Las tardes del viernes te reconfortan según las cimas conquistadas por la película a visitar, pero este no fue el caso. El final del día me reconfortó pero por otras motivaciones mucho más terrenales. A primera vista contar con Paul Schrader en el guión de un film siempre ha sido una buena nueva, de su cabeza han surgido Taxi Driver, Toro Salvaje, La última tentación de Cristo, o American Gigolo también como realizador. Un grupo de películas con una tónica existencial marcada por la soledad y la deriva hacia la propia autodestrucción. El valor de esos films y sus personajes, en manos de Scorsese, han dotado al Cine de brillantes caracteres y momentos.

Las credenciales por tanto podrían dibujar un horizonte de buenas vibraciones frente a Dog eat dog, donde Schrader retomaba la dirección que con cierto buen pulso mantuvo con The Canyons, al menos en comparación con este último film.

Perros salvajes (Dog eat dog) es la adaptación de la novela homónima de Edward Bunker (personaje con una vida sin igual, redimido en la segunda parte de su existencia, y rostro inolvidable como el señor Azul en Reservoir Dogs). La solución final de tres sicarios amorales que pretenden solventar sus vidas con un último golpe. Tras el fracaso cantado de sus propósitos, comienza el viaje hacia la destrucción, un reguero de sangre, cocaína y prostitución hacia la destrucción final.

El film dibuja una variante curiosa del psicokiller, el psicopata zumbado-desastre, un ser con un dibujo mental aniquilador y de igual forma histriónico. En las antípodas, desde luego, de cualquier atisbo de redención, el film tiene una huida hacia adelante, hacia la destrucción total, incluso del propio film.

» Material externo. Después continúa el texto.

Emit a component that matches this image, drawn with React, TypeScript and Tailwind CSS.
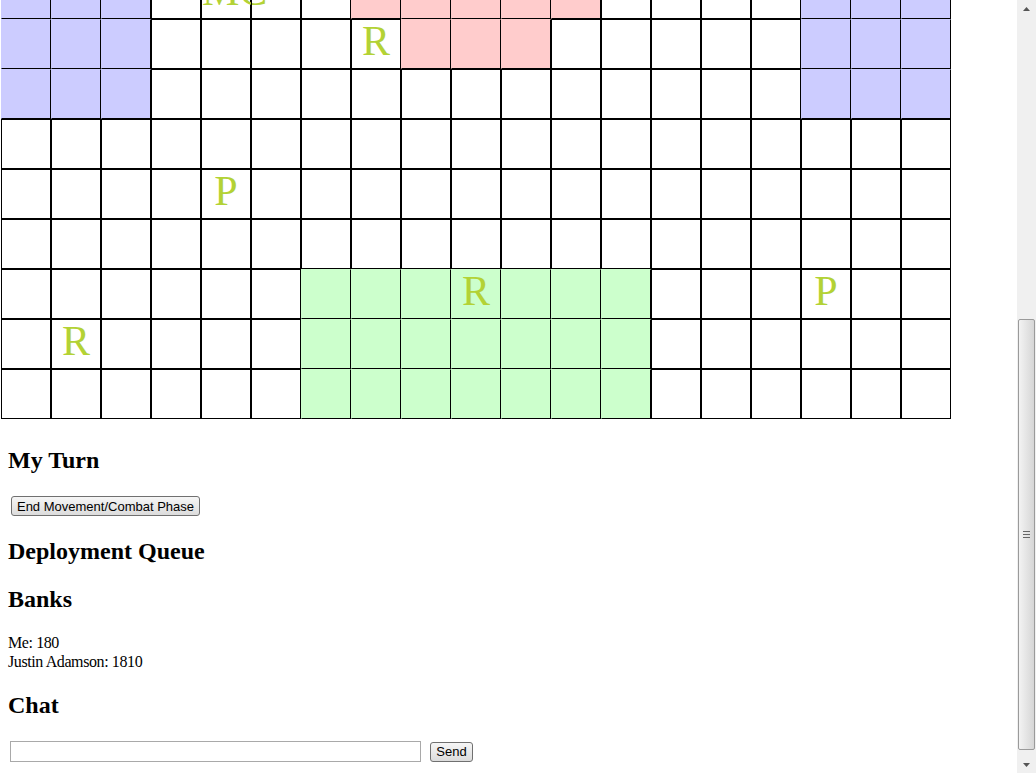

Quizás el propio Schrader se estaba dando cuenta que la cosa no estaba andando bien –leo la crónica de Sensacine de mi buen Gerard Cassau y confirma las sospechas, el film se quedó a la mitad...

Gracias Gerard-. Las fórmulas efectistas de las alucinaciones del alcohol y las drogas, apoyadas en el juegos de cámara y el montaje, ya estaban desvelando las prisas por acabar. Una sensación de mezcla errática entre Fear and Loathing in Las Vegas y Requiem for a dream y la violencia heredada de Goodfellas.

Schrader, el autor del libro El estilo trascendental en el cine (el cine de Ozu, Dreyer y Bresson), una lectura siempre recomendable, no consigue con esta bobina elevarnos a los alteres de la mística, aunque el ocaso del film y los sucesivos golpes de efecto nos arrinconen –tampoco es cuestión de contar el final- a un espacio de imágenes viradas que llenan la pantalla de sones clericales (música diegética), bajo al intención del acto sacramental.

Bien es cierto, si miras los reflejos que tal luz proyectada genera en las paredes de la sala, podríamos sentirnos, exprimiendo la imaginación, sentirnos dentro de una aventura fílmica del mismísimo Jose Valde lo Mar.